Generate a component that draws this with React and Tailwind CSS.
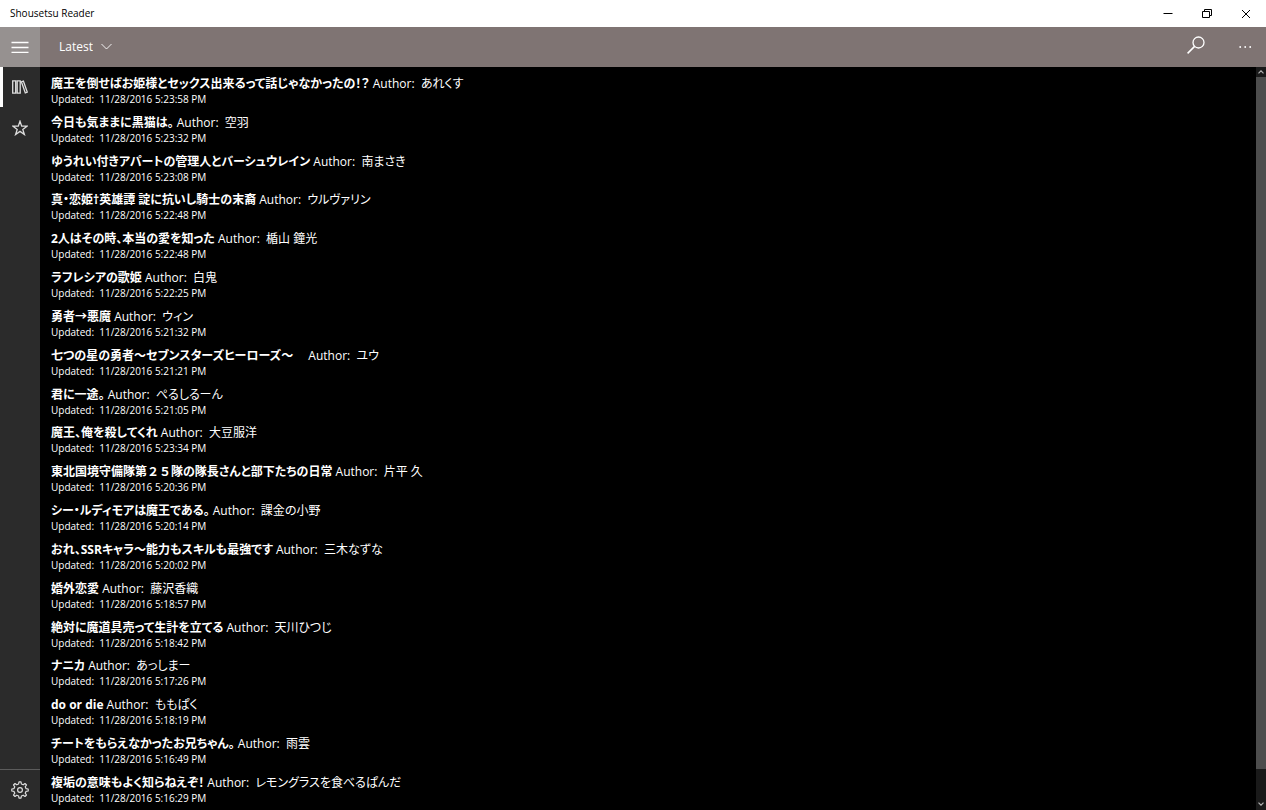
import React, { useState } from "react";

const novels = [
  { title: "魔王を倒せばお姫様とセックス出来るって話じゃなかったの！？", author: "あれくす", updated: "5:23:58 PM" },
  { title: "今日も気ままに黒猫は。", author: "空羽", updated: "5:23:32 PM" },
  { title: "ゆうれい付きアパートの管理人とバーシュウレイン", author: "南まさき", updated: "5:23:08 PM" },
  { title: "真・恋姫†英雄譚 諚に抗いし騎士の末裔", author: "ウルヴァリン", updated: "5:22:48 PM" },
  { title: "2人はその時、本当の愛を知った", author: "楯山 鐘光", updated: "5:22:48 PM" },
  { title: "ラフレシアの歌姫", author: "白鬼", updated: "5:22:25 PM" },
  { title: "勇者→悪魔", author: "ウィン", updated: "5:21:32 PM" },
  { title: "七つの星の勇者～セブンスターズヒーローズ～　", author: "ユウ", updated: "5:21:21 PM" },
  { title: "君に一途。", author: "ぺるしるーん", updated: "5:21:05 PM" },
  { title: "魔王、俺を殺してくれ", author: "大豆服洋", updated: "5:23:34 PM" },
  { title: "東北国境守備隊第２５隊の隊長さんと部下たちの日常", author: "片平 久", updated: "5:20:36 PM" },
  { title: "シー・ルディモアは魔王である。", author: "課金の小野", updated: "5:20:14 PM" },
  { title: "おれ、SSRキャラ～能力もスキルも最強です", author: "三木なずな", updated: "5:20:02 PM" },
  { title: "婚外恋愛", author: "藤沢香織", updated: "5:18:57 PM" },
  { title: "絶対に魔道具売って生計を立てる", author: "天川ひつじ", updated: "5:18:42 PM" },
  { title: "ナニカ", author: "あっしまー", updated: "5:17:26 PM" },
  { title: "do or die", author: "ももぱく", updated: "5:18:19 PM" },
  { title: "チートをもらえなかったお兄ちゃん。", author: "雨雲", updated: "5:16:49 PM" },
  { title: "複垢の意味もよく知らねえぞ！", author: "レモングラスを食べるぱんだ", updated: "5:16:29 PM" },
];

const TitleBar = () => (
  <div className="flex h-[27px] shrink-0 items-center justify-between bg-white pr-px pl-[10px] text-black">
    <h1 className="text-[10px]">Shousetsu Reader</h1>
    <div className="flex h-full">
      <button aria-label="Minimize" className="flex w-[39px] items-center justify-center">
        <svg width="10" height="10" viewBox="0 0 10 10" stroke="currentColor" fill="none">
          <path d="M0.5 4.5h9" />
        </svg>
      </button>
      <button aria-label="Restore" className="flex w-[39px] items-center justify-center">
        <svg width="10" height="10" viewBox="0 0 10 10" stroke="currentColor" fill="none">
          <path d="M0.5 2.5h7v6h-7zM2.5 2.5v-2h7v6h-2" />
        </svg>
      </button>
      <button aria-label="Close" className="flex w-[39px] items-center justify-center">
        <svg width="10" height="10" viewBox="0 0 10 10" stroke="currentColor" fill="none">
          <path d="M1 1l8 8M9 1l-8 8" />
        </svg>
      </button>
    </div>
  </div>
);

const CommandBar = () => {
  const [sort, setSort] = useState("Latest");

  return (
    <header className="flex h-10 shrink-0 bg-[#7f7473] text-white">
      <button aria-label="Menu" className="flex w-10 items-center justify-center bg-[#969190]">
        <svg width="18" height="12" viewBox="0 0 18 12" stroke="currentColor" fill="none">
          <path d="M0.5 1.5h17M0.5 6.5h17M0.5 11.5h17" strokeWidth="1.3" />
        </svg>
      </button>
      <label className="flex items-center gap-2 pb-px pl-[19px]">
        <select
          aria-label="Sort order"
          value={sort}
          onChange={(e) => setSort(e.target.value)}
          className="appearance-none bg-transparent text-[12px] leading-5"
        >
          <option>Latest</option>
        </select>
        <svg width="11" height="7" viewBox="0 0 11 7" stroke="currentColor" fill="none" className="pointer-events-none">
          <path d="M0.5 1l5 5 5-5" strokeWidth="0.9" />
        </svg>
      </label>
      <div className="ml-auto flex">
        <button aria-label="Search" className="flex w-12 items-center justify-center pb-1">
          <svg width="18" height="18" viewBox="0 0 18 18" stroke="currentColor" fill="none">
            <circle cx="11.5" cy="6.5" r="5.5" strokeWidth="1.3" />
            <path d="M7.6 10.4L0.6 17.4" strokeWidth="1.5" />
          </svg>
        </button>
        <button aria-label="More" className="ml-1 flex w-[42px] items-center justify-center">
          <svg width="13" height="2" viewBox="0 0 13 2" fill="currentColor">
            <circle cx="1.2" cy="1" r="0.9" />
            <circle cx="6.2" cy="1" r="0.9" />
            <circle cx="11.2" cy="1" r="0.9" />
          </svg>
        </button>
      </div>
    </header>
  );
};

const SideNav = () => (
  <nav className="flex w-10 shrink-0 flex-col bg-[#2b2b2b] text-[#dedede]">
    <button aria-label="Library" className="flex h-10 items-center border-l-[3px] border-white pl-[9px]">
      <svg width="16" height="14" viewBox="0 0 16 14" stroke="currentColor" fill="none">
        <path d="M0.7 0.9h3v12.2h-3zM5.2 0.9h3v12.2h-3zM9.4 1.8l2-0.8 3.9 11.2-2 0.8z" strokeWidth="1.3" />
      </svg>
    </button>
    <button aria-label="Favorites" className="flex h-[42px] items-center justify-center">
      <svg width="16" height="16" viewBox="0 0 16 16" stroke="currentColor" fill="none">
        <path d="M8 1.2l1.7 5h5.3l-4.2 3.2 1.6 5.1L8 11.4l-4.4 3.1 1.6-5.1-4.2-3.2h5.3z" strokeWidth="1.3" />
      </svg>
    </button>
    <button
      aria-label="Settings"
      className="mt-auto flex h-[41px] items-center justify-center border-t border-[#5c5c5c]"
    >
      <svg
        width="18"
        height="18"
        viewBox="0 0 18 18"
        stroke="currentColor"
        strokeWidth="1.2"
        fill="none"
        strokeLinejoin="round"
      >
        <path d="M7.6 3L8 0.8h2L10.4 3l1.8 0.8L14 2.5 15.5 4l-1.3 1.8 0.8 1.8 2.2 0.4v2l-2.2 0.4-0.8 1.8 1.3 1.8-1.5 1.5-1.8-1.3-1.8 0.8L10 17.2H8L7.6 15l-1.8-0.8L4 15.5 2.5 14l1.3-1.8L3 10.4 0.8 10V8L3 7.6l0.8-1.8L2.5 4 4 2.5l1.8 1.3z" />
        <circle cx="9" cy="9" r="2.4" />
      </svg>
    </button>
  </nav>
);

const ScrollRail = () => (
  <div className="flex w-[10px] shrink-0 flex-col bg-[#1a1a1a] text-[#b0b0b0]">
    <button aria-label="Scroll up" className="flex h-[10px] items-center justify-center">
      <svg width="6" height="4" viewBox="0 0 6 4" stroke="currentColor" fill="none">
        <path d="M0.5 3.3l2.5-2.5 2.5 2.5" strokeWidth="1.2" />
      </svg>
    </button>
    <div className="flex-1 bg-[#4d4d4d]" />
    <button aria-label="Scroll down" className="flex h-[41px] items-end justify-center pb-1">
      <svg width="6" height="4" viewBox="0 0 6 4" stroke="currentColor" fill="none">
        <path d="M0.5 0.7l2.5 2.5 2.5-2.5" strokeWidth="1.2" />
      </svg>
    </button>
  </div>
);

// Kana are set proportionally, full-width digits keep their full advance
const NovelTitle = ({ text }) => (
  <strong className="font-bold">
    {text.split(/([０-９]+)/).map((part, i) =>
      i % 2 ? (
        <span key={i} className="[font-feature-settings:normal]">
          {part}
        </span>
      ) : (
        part
      )
    )}
  </strong>
);

const App = () => {
  return (
    <div className="flex min-h-screen flex-col bg-black font-['Open_Sans','Noto_Sans_CJK_JP',sans-serif] text-white">
      <TitleBar />
      <CommandBar />
      <div className="flex flex-1">
        <SideNav />
        <main className="flex flex-1 pl-[11px]">
          <ul className="flex flex-1 flex-col justify-between pt-[7px] pb-[5px]" lang="ja">
            {novels.map(({ title, author, updated }) => (
              <li key={title}>
                <a href="#" className="block whitespace-pre">
                  <p className="h-[18px] text-[12px] leading-5 [font-feature-settings:'palt']">
                    <NovelTitle text={title} />
                    {` Author:  ${author}`}
                  </p>
                  <p className="h-[14px] text-[10px] leading-[14px]">{`Updated:  11/28/2016 ${updated}`}</p>
                </a>
              </li>
            ))}
          </ul>
        </main>
        <ScrollRail />
      </div>
    </div>
  );
};

export default App;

**********

EXERCISE DESCRIPTION: From the listing above, copy every line that includes the word "React".

WORKED ANSWER:
Generate a component that draws this with React and Tailwind CSS.
import React, { useState } from "react";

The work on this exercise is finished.